December 3. Only four weeks left until the end of 2018. That is hard to believe. This is one of the five final times this year I will have the opportunity to post on my reading week and link the post with others at teachmentortexts.com and unleashingreaders.com. At this point in the year, the other readers that post here will be helping to form the bulk of my Must Read in 2019 list. Thanks to Jen, Kellee and Ricki for hosting these posts.
Books I Finished This Week:
Usually, I have a picture of the book here. There really are no pictures of this one in the usual places. I have seen them on Twitter but did not feel like stealing someone else’s picture. This book is an ARC that comes out in September of 2019. Now, you could guess if you want….
Redwood and Ponytail by K.A. Holt
What a great book! This novel-in-verse fits right into the House Arrest/Knockout world that K.A. Holt has previously written in. If you know those two earlier books, you know they powerfully delved into the feelings and emotions of Timothy in House Arrest and about a decade later, his little brother Levi.
This book takes place about the same time as Knockout and delves into the relationship between Levi’s best friend, Tam and her friend Kate. Readers of Knockout will recognize some of the tough moments that Levi went through, but this time will be living them through Tam and Kate. This is completely their story.
Their story is one of feeling different from the normalest, normal. About trying to figure out how to be who you are when the expectations are different. It is a really important story for kids who are trying to figure out where they fit in their world. Which is really just about everyone, and that is who should read this, everyone.
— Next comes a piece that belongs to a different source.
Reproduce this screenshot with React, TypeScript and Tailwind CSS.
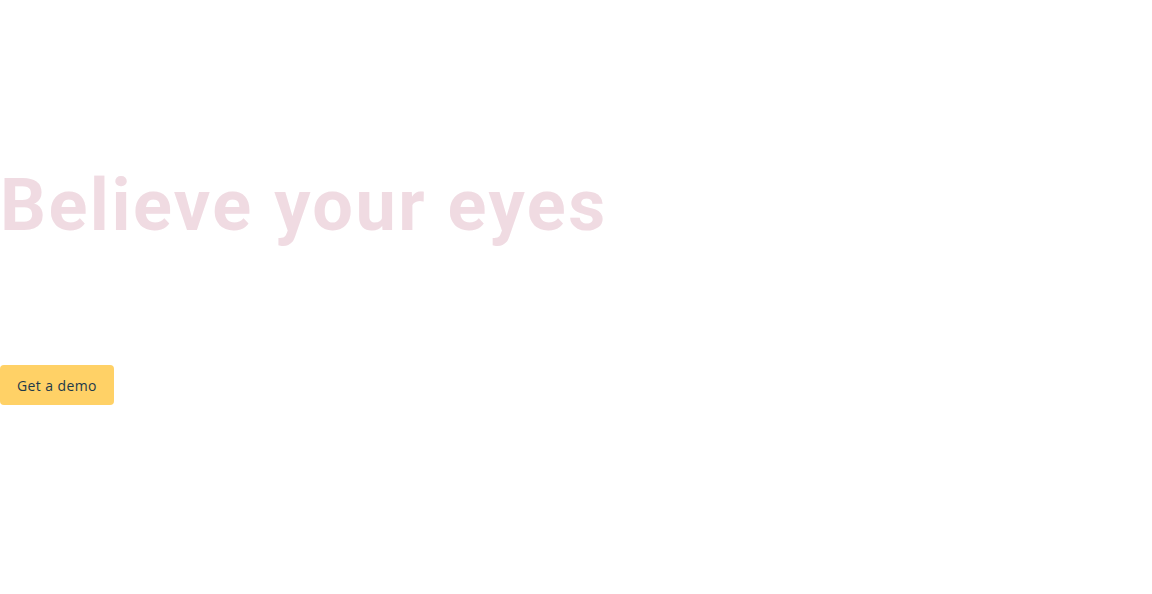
export default function App() {
  return (
    <div className="min-h-[594px] w-full bg-white">
      <section className="flex flex-col items-start pt-[170px]">
        <h1 className="font-['Roboto',sans-serif] text-[72px] font-bold leading-none tracking-[2.5px] text-[#f0dbe2]">
          Believe your eyes
        </h1>
        <button className="mt-[123px] h-10 rounded-[4px] bg-[#ffd166] px-[17px] font-['Open_Sans',sans-serif] text-[14px] tracking-[0.4px] text-[#1d3a4a]">
          Get a demo
        </button>
      </section>
    </div>
  )
}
When this book first started, I knew it would have some Cree words in it, and the use of the language was what drew me to it. Also, I really like bannock.
It looked like it was going to be a Red Riding Hood parody at first, but once the bannock was misplaced it became a story about a little girl who is supported by the new friends around her to problem solve. I think little ones will love how the story comes together at the end.
A Cree glossary is included at the end, but if you are reading this out loud to a library group, as I might, you should likely go over this first. This is a really cute story and important to show young readers an Indigenous perspective and contribute to language revitalization of one of many cultures throughout North America.
This is a slightly older book that I hadn’t discovered until recently in my school library. It published in 2000. It has a nice message about how we are always connected to the people that we care about, even when we are separated. A very good title for separation anxiety.
This is another one I missed out on for a couple of years, but it is a really funny and at times, factual look at just how a book gets made. It covers the author writing it, the editing process through a publisher, an illustrator working on it, the actually construction and one final step that I won’t reveal. Lots of really great humour here as you would expect knowing the author and illustrator.
There is a lot going on in this picture book that was nominated for a 2017 Caldecott. It starts as a really sweet story that many of my students could relate to, getting up early to go fishing with their father. In the end, it is about so much more. There are some subtle pieces about immigration and poverty and family. The art is also so good. I really enjoyed this book.
I am still currently reading these three books, and they are all very good. I got interrupted by reading some of my book fair books, and also by the arrival by mail of Redwood and Ponytail. I hope to finish The Hollow Boy this week, a very exciting series if you have never tried it, and the humour is really picking up as we know the characters relationships and flaws. The other two are read alouds and I will be with them for quite a while.